▶ [TASK PROMPT] Leaving out the pictures, retype all the material exactly.
* Start MATERIAL *
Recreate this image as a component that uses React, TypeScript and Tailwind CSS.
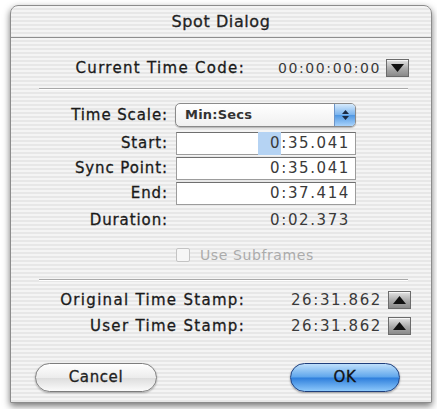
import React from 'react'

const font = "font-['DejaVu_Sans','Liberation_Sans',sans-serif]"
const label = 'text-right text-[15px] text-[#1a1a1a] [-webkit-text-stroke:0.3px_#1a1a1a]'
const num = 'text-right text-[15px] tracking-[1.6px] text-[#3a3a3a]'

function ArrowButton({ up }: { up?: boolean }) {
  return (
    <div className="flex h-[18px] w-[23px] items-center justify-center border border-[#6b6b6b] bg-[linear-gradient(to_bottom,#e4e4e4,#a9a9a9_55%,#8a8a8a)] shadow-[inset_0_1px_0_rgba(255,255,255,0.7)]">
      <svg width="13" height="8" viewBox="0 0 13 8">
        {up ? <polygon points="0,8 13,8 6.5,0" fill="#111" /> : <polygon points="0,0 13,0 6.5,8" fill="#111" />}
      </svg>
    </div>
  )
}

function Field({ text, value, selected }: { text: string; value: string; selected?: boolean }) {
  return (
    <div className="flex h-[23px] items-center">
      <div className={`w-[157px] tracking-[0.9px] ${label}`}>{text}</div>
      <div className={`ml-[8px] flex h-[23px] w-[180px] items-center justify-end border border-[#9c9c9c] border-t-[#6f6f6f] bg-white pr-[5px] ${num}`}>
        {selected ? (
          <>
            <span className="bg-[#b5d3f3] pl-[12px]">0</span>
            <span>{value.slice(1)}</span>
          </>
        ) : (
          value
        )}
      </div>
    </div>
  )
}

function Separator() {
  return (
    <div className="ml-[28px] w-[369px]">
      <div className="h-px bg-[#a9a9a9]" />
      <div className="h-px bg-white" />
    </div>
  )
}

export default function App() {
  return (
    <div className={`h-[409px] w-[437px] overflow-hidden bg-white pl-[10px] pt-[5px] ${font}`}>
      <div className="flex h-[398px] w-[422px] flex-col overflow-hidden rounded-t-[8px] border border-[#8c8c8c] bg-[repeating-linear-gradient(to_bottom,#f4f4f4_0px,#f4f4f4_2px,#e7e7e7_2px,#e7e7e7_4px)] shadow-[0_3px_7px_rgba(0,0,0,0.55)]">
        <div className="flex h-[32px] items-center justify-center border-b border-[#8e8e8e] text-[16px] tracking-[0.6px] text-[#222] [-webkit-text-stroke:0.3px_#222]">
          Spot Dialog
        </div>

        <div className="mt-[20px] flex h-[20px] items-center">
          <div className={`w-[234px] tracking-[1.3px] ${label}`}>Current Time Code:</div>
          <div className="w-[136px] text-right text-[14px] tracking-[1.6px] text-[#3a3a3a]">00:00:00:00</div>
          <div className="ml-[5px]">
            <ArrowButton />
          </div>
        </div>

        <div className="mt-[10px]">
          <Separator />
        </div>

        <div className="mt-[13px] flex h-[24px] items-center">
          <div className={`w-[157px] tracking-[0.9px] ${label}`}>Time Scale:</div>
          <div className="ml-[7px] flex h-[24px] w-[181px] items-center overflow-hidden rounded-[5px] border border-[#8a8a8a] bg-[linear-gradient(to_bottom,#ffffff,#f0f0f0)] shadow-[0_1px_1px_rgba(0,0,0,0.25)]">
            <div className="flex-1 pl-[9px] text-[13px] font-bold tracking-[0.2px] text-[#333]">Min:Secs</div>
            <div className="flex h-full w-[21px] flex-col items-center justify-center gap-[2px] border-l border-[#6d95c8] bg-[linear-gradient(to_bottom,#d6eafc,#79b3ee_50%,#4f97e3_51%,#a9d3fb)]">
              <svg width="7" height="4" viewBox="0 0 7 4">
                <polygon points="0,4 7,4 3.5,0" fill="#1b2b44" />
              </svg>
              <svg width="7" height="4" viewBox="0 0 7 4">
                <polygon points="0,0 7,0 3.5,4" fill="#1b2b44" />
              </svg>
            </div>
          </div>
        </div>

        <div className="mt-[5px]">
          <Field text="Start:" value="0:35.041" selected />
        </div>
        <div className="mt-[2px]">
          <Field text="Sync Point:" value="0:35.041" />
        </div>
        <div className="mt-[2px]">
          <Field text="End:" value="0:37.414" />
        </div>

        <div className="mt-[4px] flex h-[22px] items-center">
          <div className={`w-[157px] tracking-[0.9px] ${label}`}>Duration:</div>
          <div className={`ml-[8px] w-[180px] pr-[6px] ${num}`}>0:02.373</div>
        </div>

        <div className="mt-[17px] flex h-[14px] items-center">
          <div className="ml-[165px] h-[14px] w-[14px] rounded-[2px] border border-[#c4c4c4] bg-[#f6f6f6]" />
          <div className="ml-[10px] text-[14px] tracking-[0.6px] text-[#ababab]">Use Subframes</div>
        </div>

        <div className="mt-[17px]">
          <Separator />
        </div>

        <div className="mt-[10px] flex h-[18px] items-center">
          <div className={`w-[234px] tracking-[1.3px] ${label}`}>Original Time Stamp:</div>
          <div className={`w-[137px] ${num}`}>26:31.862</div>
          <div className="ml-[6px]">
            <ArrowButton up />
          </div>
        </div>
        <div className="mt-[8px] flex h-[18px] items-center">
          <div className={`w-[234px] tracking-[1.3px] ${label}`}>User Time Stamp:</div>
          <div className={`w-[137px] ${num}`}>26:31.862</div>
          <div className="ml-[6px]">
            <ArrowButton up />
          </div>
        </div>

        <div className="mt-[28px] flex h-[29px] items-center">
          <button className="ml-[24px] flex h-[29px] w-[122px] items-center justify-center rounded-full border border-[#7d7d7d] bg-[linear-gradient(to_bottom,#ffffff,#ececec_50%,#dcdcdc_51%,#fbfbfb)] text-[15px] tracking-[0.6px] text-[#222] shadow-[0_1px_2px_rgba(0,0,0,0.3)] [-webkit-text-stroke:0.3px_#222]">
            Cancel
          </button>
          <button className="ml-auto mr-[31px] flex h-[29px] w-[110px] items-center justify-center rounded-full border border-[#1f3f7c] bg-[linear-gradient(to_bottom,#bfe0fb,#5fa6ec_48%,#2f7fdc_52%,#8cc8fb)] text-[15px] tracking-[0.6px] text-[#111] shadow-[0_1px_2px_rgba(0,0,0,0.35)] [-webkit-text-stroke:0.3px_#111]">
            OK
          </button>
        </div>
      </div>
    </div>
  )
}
* End MATERIAL *
▶ [TASK OUTPUT]
Recreate this image as a component that uses React, TypeScript and Tailwind CSS.
import React from 'react'

const font = "font-['DejaVu_Sans','Liberation_Sans',sans-serif]"
const label = 'text-right text-[15px] text-[#1a1a1a] [-webkit-text-stroke:0.3px_#1a1a1a]'
const num = 'text-right text-[15px] tracking-[1.6px] text-[#3a3a3a]'

function ArrowButton({ up }: { up?: boolean }) {
  return (
    <div className="flex h-[18px] w-[23px] items-center justify-center border border-[#6b6b6b] bg-[linear-gradient(to_bottom,#e4e4e4,#a9a9a9_55%,#8a8a8a)] shadow-[inset_0_1px_0_rgba(255,255,255,0.7)]">
      <svg width="13" height="8" viewBox="0 0 13 8">
        {up ? <polygon points="0,8 13,8 6.5,0" fill="#111" /> : <polygon points="0,0 13,0 6.5,8" fill="#111" />}
      </svg>
    </div>
  )
}

function Field({ text, value, selected }: { text: string; value: string; selected?: boolean }) {
  return (
    <div className="flex h-[23px] items-center">
      <div className={`w-[157px] tracking-[0.9px] ${label}`}>{text}</div>
      <div className={`ml-[8px] flex h-[23px] w-[180px] items-center justify-end border border-[#9c9c9c] border-t-[#6f6f6f] bg-white pr-[5px] ${num}`}>
        {selected ? (
          <>
            <span className="bg-[#b5d3f3] pl-[12px]">0</span>
            <span>{value.slice(1)}</span>
          </>
        ) : (
          value
        )}
      </div>
    </div>
  )
}

function Separator() {
  return (
    <div className="ml-[28px] w-[369px]">
      <div className="h-px bg-[#a9a9a9]" />
      <div className="h-px bg-white" />
    </div>
  )
}

export default function App() {
  return (
    <div className={`h-[409px] w-[437px] overflow-hidden bg-white pl-[10px] pt-[5px] ${font}`}>
      <div className="flex h-[398px] w-[422px] flex-col overflow-hidden rounded-t-[8px] border border-[#8c8c8c] bg-[repeating-linear-gradient(to_bottom,#f4f4f4_0px,#f4f4f4_2px,#e7e7e7_2px,#e7e7e7_4px)] shadow-[0_3px_7px_rgba(0,0,0,0.55)]">
        <div className="flex h-[32px] items-center justify-center border-b border-[#8e8e8e] text-[16px] tracking-[0.6px] text-[#222] [-webkit-text-stroke:0.3px_#222]">
          Spot Dialog
        </div>

        <div className="mt-[20px] flex h-[20px] items-center">
          <div className={`w-[234px] tracking-[1.3px] ${label}`}>Current Time Code:</div>
          <div className="w-[136px] text-right text-[14px] tracking-[1.6px] text-[#3a3a3a]">00:00:00:00</div>
          <div className="ml-[5px]">
            <ArrowButton />
          </div>
        </div>

        <div className="mt-[10px]">
          <Separator />
        </div>

        <div className="mt-[13px] flex h-[24px] items-center">
          <div className={`w-[157px] tracking-[0.9px] ${label}`}>Time Scale:</div>
          <div className="ml-[7px] flex h-[24px] w-[181px] items-center overflow-hidden rounded-[5px] border border-[#8a8a8a] bg-[linear-gradient(to_bottom,#ffffff,#f0f0f0)] shadow-[0_1px_1px_rgba(0,0,0,0.25)]">
            <div className="flex-1 pl-[9px] text-[13px] font-bold tracking-[0.2px] text-[#333]">Min:Secs</div>
            <div className="flex h-full w-[21px] flex-col items-center justify-center gap-[2px] border-l border-[#6d95c8] bg-[linear-gradient(to_bottom,#d6eafc,#79b3ee_50%,#4f97e3_51%,#a9d3fb)]">
              <svg width="7" height="4" viewBox="0 0 7 4">
                <polygon points="0,4 7,4 3.5,0" fill="#1b2b44" />
              </svg>
              <svg width="7" height="4" viewBox="0 0 7 4">
                <polygon points="0,0 7,0 3.5,4" fill="#1b2b44" />
              </svg>
            </div>
          </div>
        </div>

        <div className="mt-[5px]">
          <Field text="Start:" value="0:35.041" selected />
        </div>
        <div className="mt-[2px]">
          <Field text="Sync Point:" value="0:35.041" />
        </div>
        <div className="mt-[2px]">
          <Field text="End:" value="0:37.414" />
        </div>

        <div className="mt-[4px] flex h-[22px] items-center">
          <div className={`w-[157px] tracking-[0.9px] ${label}`}>Duration:</div>
          <div className={`ml-[8px] w-[180px] pr-[6px] ${num}`}>0:02.373</div>
        </div>

        <div className="mt-[17px] flex h-[14px] items-center">
          <div className="ml-[165px] h-[14px] w-[14px] rounded-[2px] border border-[#c4c4c4] bg-[#f6f6f6]" />
          <div className="ml-[10px] text-[14px] tracking-[0.6px] text-[#ababab]">Use Subframes</div>
        </div>

        <div className="mt-[17px]">
          <Separator />
        </div>

        <div className="mt-[10px] flex h-[18px] items-center">
          <div className={`w-[234px] tracking-[1.3px] ${label}`}>Original Time Stamp:</div>
          <div className={`w-[137px] ${num}`}>26:31.862</div>
          <div className="ml-[6px]">
            <ArrowButton up />
          </div>
        </div>
        <div className="mt-[8px] flex h-[18px] items-center">
          <div className={`w-[234px] tracking-[1.3px] ${label}`}>User Time Stamp:</div>
          <div className={`w-[137px] ${num}`}>26:31.862</div>
          <div className="ml-[6px]">
            <ArrowButton up />
          </div>
        </div>

        <div className="mt-[28px] flex h-[29px] items-center">
          <button className="ml-[24px] flex h-[29px] w-[122px] items-center justify-center rounded-full border border-[#7d7d7d] bg-[linear-gradient(to_bottom,#ffffff,#ececec_50%,#dcdcdc_51%,#fbfbfb)] text-[15px] tracking-[0.6px] text-[#222] shadow-[0_1px_2px_rgba(0,0,0,0.3)] [-webkit-text-stroke:0.3px_#222]">
            Cancel
          </button>
          <button className="ml-auto mr-[31px] flex h-[29px] w-[110px] items-center justify-center rounded-full border border-[#1f3f7c] bg-[linear-gradient(to_bottom,#bfe0fb,#5fa6ec_48%,#2f7fdc_52%,#8cc8fb)] text-[15px] tracking-[0.6px] text-[#111] shadow-[0_1px_2px_rgba(0,0,0,0.35)] [-webkit-text-stroke:0.3px_#111]">
            OK
          </button>
        </div>
      </div>
    </div>
  )
}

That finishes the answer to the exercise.